What's fascinating about RITEC -- and the wider effort at the LEGO Group -- is that a guiding principle focuses on children's rights to participate and have their voices heard. Traditional approaches to keeping digital spaces safe for younger audiences have understandably been defensive, and focused on curtailing children's access though the likes of age ratings. That can be absolutely necessary. But there's also another way emerging that recognises and celebrates the many positives of digital participation, as well as the fact that children continue to access many digital experiences regardless of well-intended systems such as age restrictions.

"If we believe that play is good and beneficial, and if digital play is an increasing part of a child's 'play diet' that also involves outdoor play and other forms of physical play, and if we all recognise that the existing digital world didn't have child's rights and wellbeing designed into it from the forefront, then we need to ask what that all means. We at the LEGO Group and other organisations need to invest in understanding this. Safety will always be the first priority - but keeping kids safe is just the start of our effort, and not the end. By taking a proactive approach to children's digital play we can find the right solutions that allow children to engage in a digital world that has wellbeing designed into it and elevate children's voices throughout the process."

"I want to help establish an expansive, constructive position that can help any innovator - whether they are a big company like the LEGO Group or perhaps a small startup or any kind of game developer - to be able to think about different ways to involve and support children when it is inevitable they will be in an experience."

And, says Rafferty, we're motivated by the real impact we believe this will have; this isn't just an academic exercise. These tools and resources will be essential to the inevitable future of digital, making them part of the inevitable future of games.

A FRAMEWORK FOR DIGITAL PLAYGROUNDS

That's where the rubber safety mulch analogy comes in. To Rafferty, it presents an example of a tool that provides children access to all the learning that can be unearthed in a playground. Contrastingly, a traditional defensive approach might see playgrounds absent from all parks. That might ensure absolute safety for children, but it also entirely excludes them from participating in the experiences and opportunities for learning through play that playgrounds excel in delivering.

"I believe that relying on retrofitting your company or product to the new standards will be painful and expensive"

"The framework of the playground is set up in a way that gives me as a parent trust to be able to let my kids explore and learn and do things themselves," Rafferty continues. "And that's almost what we would love RITEC to achieve; to try and create and establish positive, constructive frameworks for digital playgrounds that enable the kids to be empowered, and to explore things themselves. And this isn't just about doing a nice thing. It's a really important part of the future of digital play."
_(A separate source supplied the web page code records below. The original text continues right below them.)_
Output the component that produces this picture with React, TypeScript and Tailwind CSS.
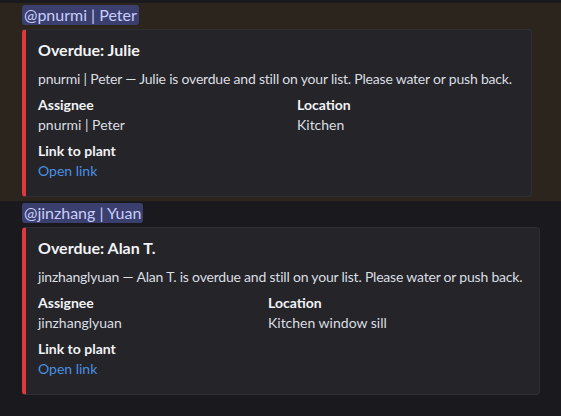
const font = { fontFamily: 'Lato, "Noto Sans", sans-serif' };

type Alert = {
  mention: string;
  plant: string;
  assignee: string;
  location: string;
  width: string;
  cols: string;
  highlight: boolean;
};

const alerts: Alert[] = [
  {
    mention: "@pnurmi | Peter",
    plant: "Julie",
    assignee: "pnurmi | Peter",
    location: "Kitchen",
    width: "w-[510px]",
    cols: "grid-cols-[259px_1fr]",
    highlight: true,
  },
  {
    mention: "@jinzhang | Yuan",
    plant: "Alan T.",
    assignee: "jinzhanglyuan",
    location: "Kitchen window sill",
    width: "w-[518px]",
    cols: "grid-cols-[230px_1fr]",
    highlight: false,
  },
];

const Message = ({ a }: { a: Alert }) => (
  <div className={`pl-[22px] pt-[2px] pb-[4px] ${a.highlight ? "bg-[#2b251e]" : ""}`}>
    <div className="w-fit rounded-[3px] bg-[#3a3f6e] px-[2px] text-[16px] leading-[20px] text-[#c9cdfb]">
      {a.mention}
    </div>
    <div
      className={`mt-[4px] ${a.width} rounded-[4px] border border-[#2e2e34] border-l-4 border-l-[#e0383d] bg-[#242429] pl-[12px] pr-[16px] pt-[9px] pb-[15px]`}
    >
      <div className="text-[16px] font-bold leading-[22px] text-[#f2f3f5]">Overdue: {a.plant}</div>
      <div className="mt-[8px] whitespace-nowrap text-[14px] leading-[20px] tracking-[-0.2px] text-[#dbdee1]">
        {a.assignee} — {a.plant} is overdue and still on your list. Please water or push back.
      </div>
      <div className={`mt-[6px] grid ${a.cols} gap-y-[6px] text-[14px] leading-[20px]`}>
        <div>
          <div className="font-bold text-[#f2f3f5]">Assignee</div>
          <div className="text-[#dbdee1]">{a.assignee}</div>
        </div>
        <div>
          <div className="font-bold text-[#f2f3f5]">Location</div>
          <div className="text-[#dbdee1]">{a.location}</div>
        </div>
        <div className="col-span-2">
          <div className="font-bold text-[#f2f3f5]">Link to plant</div>
          <div className="text-[#4a90e2]">Open link</div>
        </div>
      </div>
    </div>
  </div>
);

export default function App() {
  return (
    <div className="min-h-screen bg-[#1a1a1e] pt-[3px]" style={font}>
      {alerts.map((a) => (
        <Message key={a.mention} a={a} />
      ))}
    </div>
  );
}
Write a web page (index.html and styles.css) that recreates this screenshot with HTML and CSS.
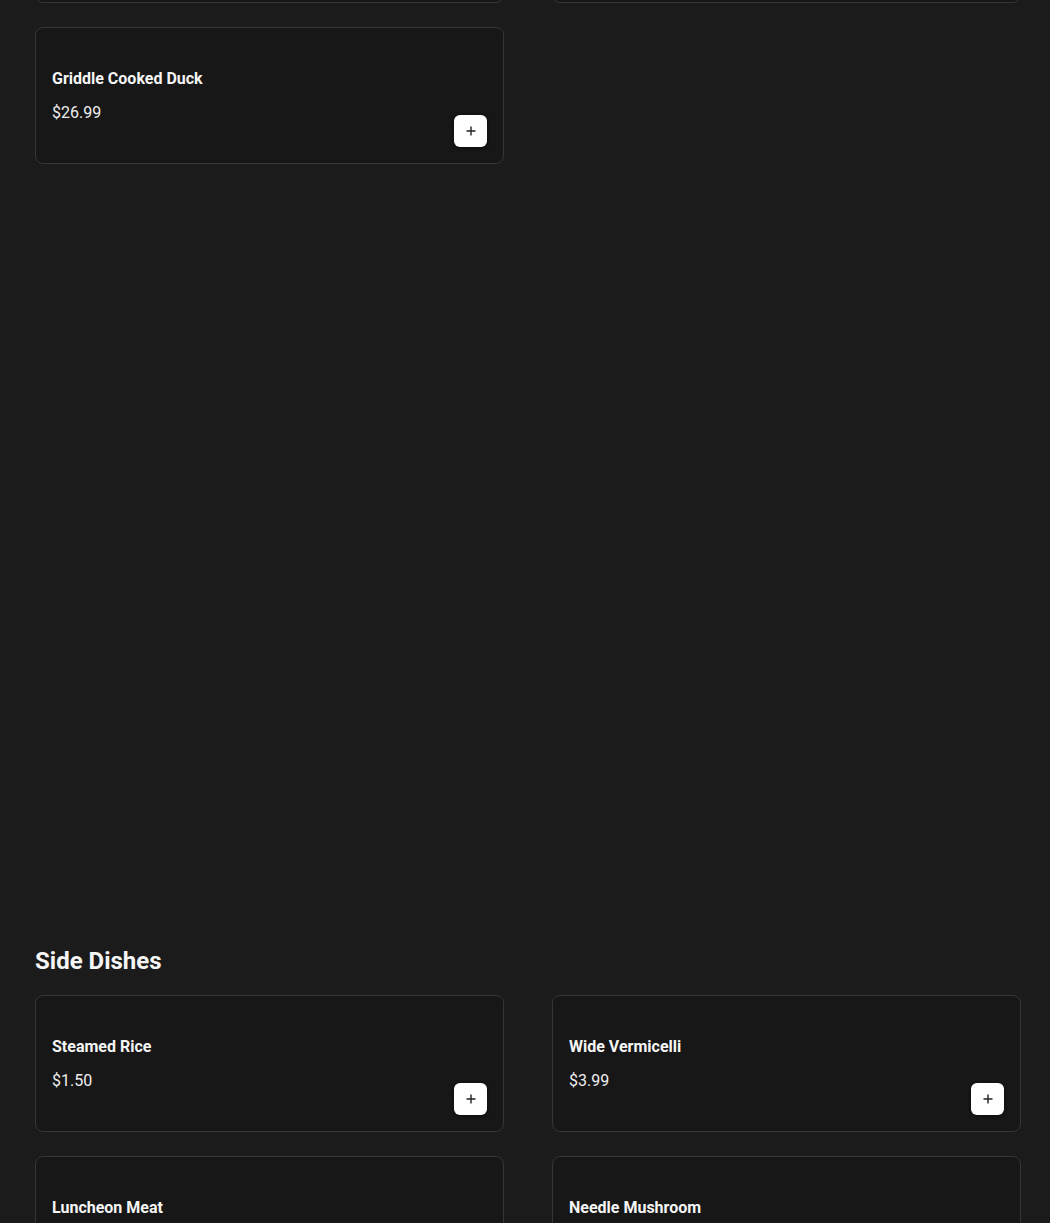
FILE: index.html
```html
<!DOCTYPE html>
<html lang="en">
<head>
    <meta charset="UTF-8">
    <meta name="viewport" content="width=device-width, initial-scale=1.0">
    <title>Menu</title>
    <link rel="stylesheet" href="styles.css">
</head>
<body>
    <div class="menu">
        <section class="category category-main">
            <div class="items">
                <!-- cards scrolled out of view above -->
                <div class="item"></div>
                <div class="item"></div>
                <div class="item">
                    <div class="info">
                        <h3>Griddle Cooked Duck</h3>
                        <p class="price">$26.99</p>
                    </div>
                    <button class="add" aria-label="Add">
                        <svg viewBox="0 0 12 12" width="12" height="12"><path d="M6 1.5v9M1.5 6h9" stroke="#222" stroke-width="1.4"/></svg>
                    </button>
                </div>
            </div>
        </section>

        <section class="category">
            <h2>Side Dishes</h2>
            <div class="items">
                <div class="item">
                    <div class="info">
                        <h3>Steamed Rice</h3>
                        <p class="price">$1.50</p>
                    </div>
                    <button class="add" aria-label="Add">
                        <svg viewBox="0 0 12 12" width="12" height="12"><path d="M6 1.5v9M1.5 6h9" stroke="#222" stroke-width="1.4"/></svg>
                    </button>
                </div>
                <div class="item">
                    <div class="info">
                        <h3>Wide Vermicelli</h3>
                        <p class="price">$3.99</p>
                    </div>
                    <button class="add" aria-label="Add">
                        <svg viewBox="0 0 12 12" width="12" height="12"><path d="M6 1.5v9M1.5 6h9" stroke="#222" stroke-width="1.4"/></svg>
                    </button>
                </div>
                <div class="item">
                    <div class="info">
                        <h3>Luncheon Meat</h3>
                        <p class="price">$4.99</p>
                    </div>
                    <button class="add" aria-label="Add">
                        <svg viewBox="0 0 12 12" width="12" height="12"><path d="M6 1.5v9M1.5 6h9" stroke="#222" stroke-width="1.4"/></svg>
                    </button>
                </div>
                <div class="item">
                    <div class="info">
                        <h3>Needle Mushroom</h3>
                        <p class="price">$4.99</p>
                    </div>
                    <button class="add" aria-label="Add">
                        <svg viewBox="0 0 12 12" width="12" height="12"><path d="M6 1.5v9M1.5 6h9" stroke="#222" stroke-width="1.4"/></svg>
                    </button>
                </div>
            </div>
        </section>
    </div>
</body>
</html>
```

FILE: styles.css
```css
*{
    box-sizing: border-box;
    font-family: Roboto, 'Liberation Sans', sans-serif;
}

html, body{
    margin: 0;
    background-color: #1b1b1b;
    color: #f2f2f2;
    overflow: hidden;
}

.menu{
    width: 986px;
    margin-left: 35px;
    margin-top: -134px;
}

.category-main{
    margin-bottom: 781px;
}

.category h2{
    margin: 0 0 18px;
    font-size: 24px;
    line-height: 32px;
    font-weight: 700;
    color: #f5f5f5;
}

.items{
    display: grid;
    grid-template-columns: 1fr 1fr;
    column-gap: 48px;
    row-gap: 24px;
}

.item{
    height: 137px;
    padding: 16px;
    display: flex;
    justify-content: space-between;
    align-items: flex-end;
    background-color: #171717;
    border: 1px solid #363636;
    border-radius: 8px;
}

.info{
    align-self: flex-start;
    padding-top: 23px;
}

.info h3{
    margin: 0;
    font-size: 16px;
    line-height: 24px;
    font-weight: 700;
    color: #f5f5f5;
}

.price{
    margin: 10px 0 0;
    font-size: 16px;
    line-height: 24px;
    color: #eeeeee;
}

.add{
    width: 33px;
    height: 32px;
    padding: 0;
    display: flex;
    align-items: center;
    justify-content: center;
    background-color: #ffffff;
    border: none;
    border-radius: 6px;
    box-shadow: 0 1px 4px rgba(0, 0, 0, 0.6);
    cursor: pointer;
}
```
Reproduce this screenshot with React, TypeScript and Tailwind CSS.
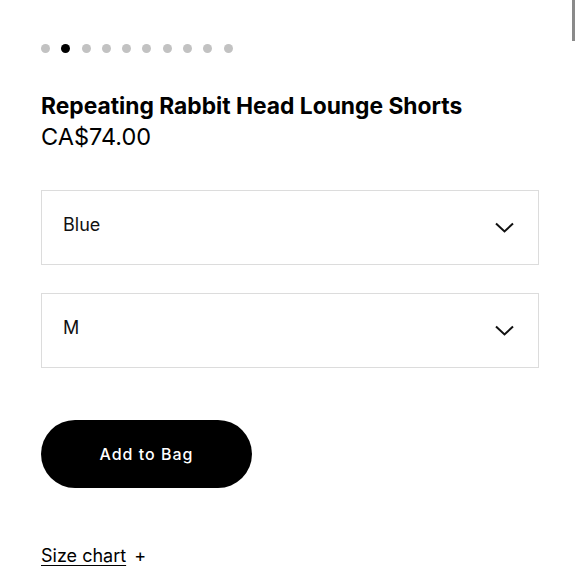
import React from "react";

const Chevron: React.FC = () => (
    <svg width="19" height="11" viewBox="0 0 19 11" fill="none" className="shrink-0">
        <path d="M1 1.5L9.5 9.5L18 1.5" stroke="#111" strokeWidth="2" />
    </svg>
);

const SelectBox: React.FC<{ value: string }> = ({ value }) => (
    <div className="flex h-[75px] items-center justify-between border border-[#dcdcdc] pl-[21px] pr-[24px]">
        <span className="-mt-[6px] text-[18px] text-[#111]">{value}</span>
        <Chevron />
    </div>
);

const App: React.FC = () => {
    const dots = [0, 1, 2, 3, 4, 5, 6, 7, 8, 9];

    return (
        <div className="relative h-[580px] w-[580px] overflow-hidden bg-white font-['Inter',sans-serif] text-black">
            <div className="absolute right-[5px] top-0 h-[41px] w-[3px] bg-[#8a8a8a]" />

            <div className="px-[41px] pt-[44px]">
                <div className="flex gap-[11.3px]">
                    {dots.map((d) => (
                        <span
                            key={d}
                            className={d === 1 ? "h-[9px] w-[9px] rounded-full bg-black" : "h-[9px] w-[9px] rounded-full bg-[#c2c2c2]"}
                        />
                    ))}
                </div>

                <h1 className="mt-[39px] text-[22.8px] font-bold leading-[28px]">
                    Repeating Rabbit Head Lounge Shorts
                </h1>
                <p className="mt-[3px] text-[23.5px] leading-[28px]">CA$74.00</p>

                <div className="mt-[39px] flex flex-col gap-[28px]">
                    <SelectBox value="Blue" />
                    <SelectBox value="M" />
                </div>

                <button className="mt-[52px] flex h-[68px] w-[211px] items-center justify-center rounded-full bg-black text-[16px] font-medium tracking-[1px] text-white">
                    Add to Bag
                </button>

                <div className="mt-[54px] flex items-center gap-[8px] text-[18px]">
                    <span className="underline underline-offset-[3px]">Size chart</span>
                    <span>+</span>
                </div>
            </div>
        </div>
    );
};

export default App;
That importance is exactly what motivated the partnership between Epic Games and The LEGO Group, which - while distinct from RITEC - considers how a true metaverse could not just protect but also empower youngsters. Those kinds of efforts very well may become much more familiar going forward.

Rafferty is quick to point out this is about more than RITEC or LEGO-related initiatives specifically. A movement is underway focused on something essential to the future of games, online social spaces, metaverse-like experiences, and any digital realms where play is present. The frameworks, tools and studies the RITEC initiative are exploring are not presented as conclusive or final but hope to inform a wider conversation about how to create and sustain safe digital play spaces with a capacity for positive impact.

At its most straightforward, Rafferty asserts, it is simply about caring for the future of society and children.

"I think that increasingly parents, shoppers, and legislators are absolutely going to be thinking about this, as they see how digital is changing," she concludes. "And this is only going to grow. So inevitably those creating digital worlds will also need to adapt. And I truly believe that relying on retrofitting your company or product to the new standards will be painful and expensive. So it's best to get on board today and build things the right way for tomorrow."